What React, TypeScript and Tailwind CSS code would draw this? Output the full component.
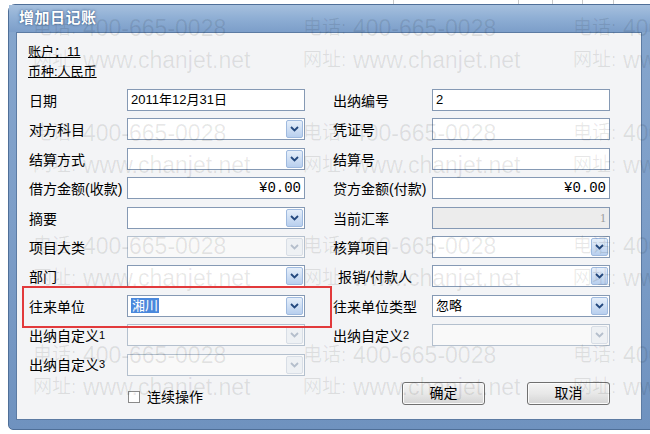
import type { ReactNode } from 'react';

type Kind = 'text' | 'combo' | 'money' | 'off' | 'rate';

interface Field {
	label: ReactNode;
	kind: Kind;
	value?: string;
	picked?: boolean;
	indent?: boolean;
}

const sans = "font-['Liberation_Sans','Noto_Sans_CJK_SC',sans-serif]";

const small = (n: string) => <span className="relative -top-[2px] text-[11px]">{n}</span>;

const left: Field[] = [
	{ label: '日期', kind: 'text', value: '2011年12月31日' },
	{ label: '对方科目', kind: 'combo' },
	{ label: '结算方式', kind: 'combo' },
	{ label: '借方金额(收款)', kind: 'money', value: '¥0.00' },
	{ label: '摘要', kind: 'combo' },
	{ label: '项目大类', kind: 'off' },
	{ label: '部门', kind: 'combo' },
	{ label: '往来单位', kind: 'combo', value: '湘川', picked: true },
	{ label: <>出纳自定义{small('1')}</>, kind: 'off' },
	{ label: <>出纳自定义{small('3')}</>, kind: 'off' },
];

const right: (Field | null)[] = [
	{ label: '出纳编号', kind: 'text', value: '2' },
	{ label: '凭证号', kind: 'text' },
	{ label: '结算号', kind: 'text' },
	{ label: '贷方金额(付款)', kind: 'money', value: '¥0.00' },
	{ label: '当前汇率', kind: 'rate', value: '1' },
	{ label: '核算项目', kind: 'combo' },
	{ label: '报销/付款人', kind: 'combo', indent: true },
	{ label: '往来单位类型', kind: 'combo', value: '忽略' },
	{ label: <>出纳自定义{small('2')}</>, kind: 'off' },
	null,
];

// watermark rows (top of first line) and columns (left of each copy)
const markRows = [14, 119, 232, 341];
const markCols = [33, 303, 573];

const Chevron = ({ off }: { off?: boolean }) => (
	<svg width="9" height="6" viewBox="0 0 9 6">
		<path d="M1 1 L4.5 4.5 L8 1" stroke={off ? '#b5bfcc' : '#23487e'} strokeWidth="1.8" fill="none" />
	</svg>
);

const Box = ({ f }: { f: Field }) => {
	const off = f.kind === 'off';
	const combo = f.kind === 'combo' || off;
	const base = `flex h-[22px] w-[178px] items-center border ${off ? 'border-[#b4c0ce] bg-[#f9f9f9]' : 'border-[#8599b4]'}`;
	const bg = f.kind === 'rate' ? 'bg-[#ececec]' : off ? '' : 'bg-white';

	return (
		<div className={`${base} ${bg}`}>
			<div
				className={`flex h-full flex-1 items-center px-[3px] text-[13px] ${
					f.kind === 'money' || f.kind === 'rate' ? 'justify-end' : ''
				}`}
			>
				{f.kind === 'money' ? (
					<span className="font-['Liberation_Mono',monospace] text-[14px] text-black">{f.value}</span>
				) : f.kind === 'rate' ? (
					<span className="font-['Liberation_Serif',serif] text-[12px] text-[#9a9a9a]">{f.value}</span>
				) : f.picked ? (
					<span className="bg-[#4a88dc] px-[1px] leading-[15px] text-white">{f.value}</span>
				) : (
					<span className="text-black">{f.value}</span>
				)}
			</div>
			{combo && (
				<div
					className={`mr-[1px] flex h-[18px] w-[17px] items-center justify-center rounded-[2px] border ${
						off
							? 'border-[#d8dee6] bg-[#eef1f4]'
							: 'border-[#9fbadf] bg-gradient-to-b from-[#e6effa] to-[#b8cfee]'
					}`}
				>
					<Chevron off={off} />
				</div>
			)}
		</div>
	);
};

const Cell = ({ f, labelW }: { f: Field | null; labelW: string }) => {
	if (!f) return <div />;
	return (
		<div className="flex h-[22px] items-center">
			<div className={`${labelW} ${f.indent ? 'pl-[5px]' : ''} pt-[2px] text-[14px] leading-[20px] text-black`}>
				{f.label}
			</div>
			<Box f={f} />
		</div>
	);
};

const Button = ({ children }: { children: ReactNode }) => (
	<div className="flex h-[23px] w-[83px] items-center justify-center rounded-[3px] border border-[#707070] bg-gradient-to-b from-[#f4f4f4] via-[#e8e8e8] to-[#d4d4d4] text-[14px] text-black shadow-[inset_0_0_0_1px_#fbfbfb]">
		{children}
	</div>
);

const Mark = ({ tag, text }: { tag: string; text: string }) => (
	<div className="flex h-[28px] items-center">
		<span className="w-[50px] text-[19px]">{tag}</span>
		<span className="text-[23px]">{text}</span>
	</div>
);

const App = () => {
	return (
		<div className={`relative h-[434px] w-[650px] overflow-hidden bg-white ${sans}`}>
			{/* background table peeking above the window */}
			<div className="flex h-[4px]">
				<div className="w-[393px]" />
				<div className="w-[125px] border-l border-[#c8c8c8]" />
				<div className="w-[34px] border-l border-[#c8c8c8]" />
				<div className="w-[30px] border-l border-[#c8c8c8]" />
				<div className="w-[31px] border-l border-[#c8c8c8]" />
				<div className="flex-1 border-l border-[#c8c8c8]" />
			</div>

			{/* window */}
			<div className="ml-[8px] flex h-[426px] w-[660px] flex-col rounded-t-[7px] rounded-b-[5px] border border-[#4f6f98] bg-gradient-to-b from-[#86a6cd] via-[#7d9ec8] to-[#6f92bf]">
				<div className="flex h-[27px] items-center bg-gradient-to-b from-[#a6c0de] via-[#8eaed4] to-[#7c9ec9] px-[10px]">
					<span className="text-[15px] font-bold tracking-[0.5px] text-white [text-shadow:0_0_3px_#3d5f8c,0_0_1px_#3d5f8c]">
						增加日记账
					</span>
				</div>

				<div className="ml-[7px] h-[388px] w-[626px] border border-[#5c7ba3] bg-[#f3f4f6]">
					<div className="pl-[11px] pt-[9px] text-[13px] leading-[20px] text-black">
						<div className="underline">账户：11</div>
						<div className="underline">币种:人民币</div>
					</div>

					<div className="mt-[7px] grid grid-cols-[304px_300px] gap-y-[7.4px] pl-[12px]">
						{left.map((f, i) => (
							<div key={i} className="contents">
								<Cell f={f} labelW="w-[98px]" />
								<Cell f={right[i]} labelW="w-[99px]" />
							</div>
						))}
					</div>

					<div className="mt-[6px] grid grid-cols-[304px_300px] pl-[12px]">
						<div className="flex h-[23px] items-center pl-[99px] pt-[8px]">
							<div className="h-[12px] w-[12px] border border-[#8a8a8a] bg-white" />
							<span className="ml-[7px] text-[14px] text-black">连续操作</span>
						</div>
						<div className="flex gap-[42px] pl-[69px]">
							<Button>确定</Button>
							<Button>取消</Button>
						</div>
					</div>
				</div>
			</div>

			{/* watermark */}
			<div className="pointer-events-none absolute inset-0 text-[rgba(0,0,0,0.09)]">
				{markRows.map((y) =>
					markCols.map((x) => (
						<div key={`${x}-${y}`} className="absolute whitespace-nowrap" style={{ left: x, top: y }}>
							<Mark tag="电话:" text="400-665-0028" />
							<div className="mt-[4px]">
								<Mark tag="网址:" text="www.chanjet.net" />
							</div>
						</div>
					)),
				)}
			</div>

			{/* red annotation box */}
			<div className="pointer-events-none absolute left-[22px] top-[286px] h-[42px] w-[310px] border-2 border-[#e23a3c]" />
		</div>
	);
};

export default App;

__________

## [DIRECTIONS]
Set down all the data again exactly as above, pictures excluded.

## [RESPONSE TO THIS EXERCISE]
What React, TypeScript and Tailwind CSS code would draw this? Output the full component.
import type { ReactNode } from 'react';

type Kind = 'text' | 'combo' | 'money' | 'off' | 'rate';

interface Field {
	label: ReactNode;
	kind: Kind;
	value?: string;
	picked?: boolean;
	indent?: boolean;
}

const sans = "font-['Liberation_Sans','Noto_Sans_CJK_SC',sans-serif]";

const small = (n: string) => <span className="relative -top-[2px] text-[11px]">{n}</span>;

const left: Field[] = [
	{ label: '日期', kind: 'text', value: '2011年12月31日' },
	{ label: '对方科目', kind: 'combo' },
	{ label: '结算方式', kind: 'combo' },
	{ label: '借方金额(收款)', kind: 'money', value: '¥0.00' },
	{ label: '摘要', kind: 'combo' },
	{ label: '项目大类', kind: 'off' },
	{ label: '部门', kind: 'combo' },
	{ label: '往来单位', kind: 'combo', value: '湘川', picked: true },
	{ label: <>出纳自定义{small('1')}</>, kind: 'off' },
	{ label: <>出纳自定义{small('3')}</>, kind: 'off' },
];

const right: (Field | null)[] = [
	{ label: '出纳编号', kind: 'text', value: '2' },
	{ label: '凭证号', kind: 'text' },
	{ label: '结算号', kind: 'text' },
	{ label: '贷方金额(付款)', kind: 'money', value: '¥0.00' },
	{ label: '当前汇率', kind: 'rate', value: '1' },
	{ label: '核算项目', kind: 'combo' },
	{ label: '报销/付款人', kind: 'combo', indent: true },
	{ label: '往来单位类型', kind: 'combo', value: '忽略' },
	{ label: <>出纳自定义{small('2')}</>, kind: 'off' },
	null,
];

// watermark rows (top of first line) and columns (left of each copy)
const markRows = [14, 119, 232, 341];
const markCols = [33, 303, 573];

const Chevron = ({ off }: { off?: boolean }) => (
	<svg width="9" height="6" viewBox="0 0 9 6">
		<path d="M1 1 L4.5 4.5 L8 1" stroke={off ? '#b5bfcc' : '#23487e'} strokeWidth="1.8" fill="none" />
	</svg>
);

const Box = ({ f }: { f: Field }) => {
	const off = f.kind === 'off';
	const combo = f.kind === 'combo' || off;
	const base = `flex h-[22px] w-[178px] items-center border ${off ? 'border-[#b4c0ce] bg-[#f9f9f9]' : 'border-[#8599b4]'}`;
	const bg = f.kind === 'rate' ? 'bg-[#ececec]' : off ? '' : 'bg-white';

	return (
		<div className={`${base} ${bg}`}>
			<div
				className={`flex h-full flex-1 items-center px-[3px] text-[13px] ${
					f.kind === 'money' || f.kind === 'rate' ? 'justify-end' : ''
				}`}
			>
				{f.kind === 'money' ? (
					<span className="font-['Liberation_Mono',monospace] text-[14px] text-black">{f.value}</span>
				) : f.kind === 'rate' ? (
					<span className="font-['Liberation_Serif',serif] text-[12px] text-[#9a9a9a]">{f.value}</span>
				) : f.picked ? (
					<span className="bg-[#4a88dc] px-[1px] leading-[15px] text-white">{f.value}</span>
				) : (
					<span className="text-black">{f.value}</span>
				)}
			</div>
			{combo && (
				<div
					className={`mr-[1px] flex h-[18px] w-[17px] items-center justify-center rounded-[2px] border ${
						off
							? 'border-[#d8dee6] bg-[#eef1f4]'
							: 'border-[#9fbadf] bg-gradient-to-b from-[#e6effa] to-[#b8cfee]'
					}`}
				>
					<Chevron off={off} />
				</div>
			)}
		</div>
	);
};

const Cell = ({ f, labelW }: { f: Field | null; labelW: string }) => {
	if (!f) return <div />;
	return (
		<div className="flex h-[22px] items-center">
			<div className={`${labelW} ${f.indent ? 'pl-[5px]' : ''} pt-[2px] text-[14px] leading-[20px] text-black`}>
				{f.label}
			</div>
			<Box f={f} />
		</div>
	);
};

const Button = ({ children }: { children: ReactNode }) => (
	<div className="flex h-[23px] w-[83px] items-center justify-center rounded-[3px] border border-[#707070] bg-gradient-to-b from-[#f4f4f4] via-[#e8e8e8] to-[#d4d4d4] text-[14px] text-black shadow-[inset_0_0_0_1px_#fbfbfb]">
		{children}
	</div>
);

const Mark = ({ tag, text }: { tag: string; text: string }) => (
	<div className="flex h-[28px] items-center">
		<span className="w-[50px] text-[19px]">{tag}</span>
		<span className="text-[23px]">{text}</span>
	</div>
);

const App = () => {
	return (
		<div className={`relative h-[434px] w-[650px] overflow-hidden bg-white ${sans}`}>
			{/* background table peeking above the window */}
			<div className="flex h-[4px]">
				<div className="w-[393px]" />
				<div className="w-[125px] border-l border-[#c8c8c8]" />
				<div className="w-[34px] border-l border-[#c8c8c8]" />
				<div className="w-[30px] border-l border-[#c8c8c8]" />
				<div className="w-[31px] border-l border-[#c8c8c8]" />
				<div className="flex-1 border-l border-[#c8c8c8]" />
			</div>

			{/* window */}
			<div className="ml-[8px] flex h-[426px] w-[660px] flex-col rounded-t-[7px] rounded-b-[5px] border border-[#4f6f98] bg-gradient-to-b from-[#86a6cd] via-[#7d9ec8] to-[#6f92bf]">
				<div className="flex h-[27px] items-center bg-gradient-to-b from-[#a6c0de] via-[#8eaed4] to-[#7c9ec9] px-[10px]">
					<span className="text-[15px] font-bold tracking-[0.5px] text-white [text-shadow:0_0_3px_#3d5f8c,0_0_1px_#3d5f8c]">
						增加日记账
					</span>
				</div>

				<div className="ml-[7px] h-[388px] w-[626px] border border-[#5c7ba3] bg-[#f3f4f6]">
					<div className="pl-[11px] pt-[9px] text-[13px] leading-[20px] text-black">
						<div className="underline">账户：11</div>
						<div className="underline">币种:人民币</div>
					</div>

					<div className="mt-[7px] grid grid-cols-[304px_300px] gap-y-[7.4px] pl-[12px]">
						{left.map((f, i) => (
							<div key={i} className="contents">
								<Cell f={f} labelW="w-[98px]" />
								<Cell f={right[i]} labelW="w-[99px]" />
							</div>
						))}
					</div>

					<div className="mt-[6px] grid grid-cols-[304px_300px] pl-[12px]">
						<div className="flex h-[23px] items-center pl-[99px] pt-[8px]">
							<div className="h-[12px] w-[12px] border border-[#8a8a8a] bg-white" />
							<span className="ml-[7px] text-[14px] text-black">连续操作</span>
						</div>
						<div className="flex gap-[42px] pl-[69px]">
							<Button>确定</Button>
							<Button>取消</Button>
						</div>
					</div>
				</div>
			</div>

			{/* watermark */}
			<div className="pointer-events-none absolute inset-0 text-[rgba(0,0,0,0.09)]">
				{markRows.map((y) =>
					markCols.map((x) => (
						<div key={`${x}-${y}`} className="absolute whitespace-nowrap" style={{ left: x, top: y }}>
							<Mark tag="电话:" text="400-665-0028" />
							<div className="mt-[4px]">
								<Mark tag="网址:" text="www.chanjet.net" />
							</div>
						</div>
					)),
				)}
			</div>

			{/* red annotation box */}
			<div className="pointer-events-none absolute left-[22px] top-[286px] h-[42px] w-[310px] border-2 border-[#e23a3c]" />
		</div>
	);
};

export default App;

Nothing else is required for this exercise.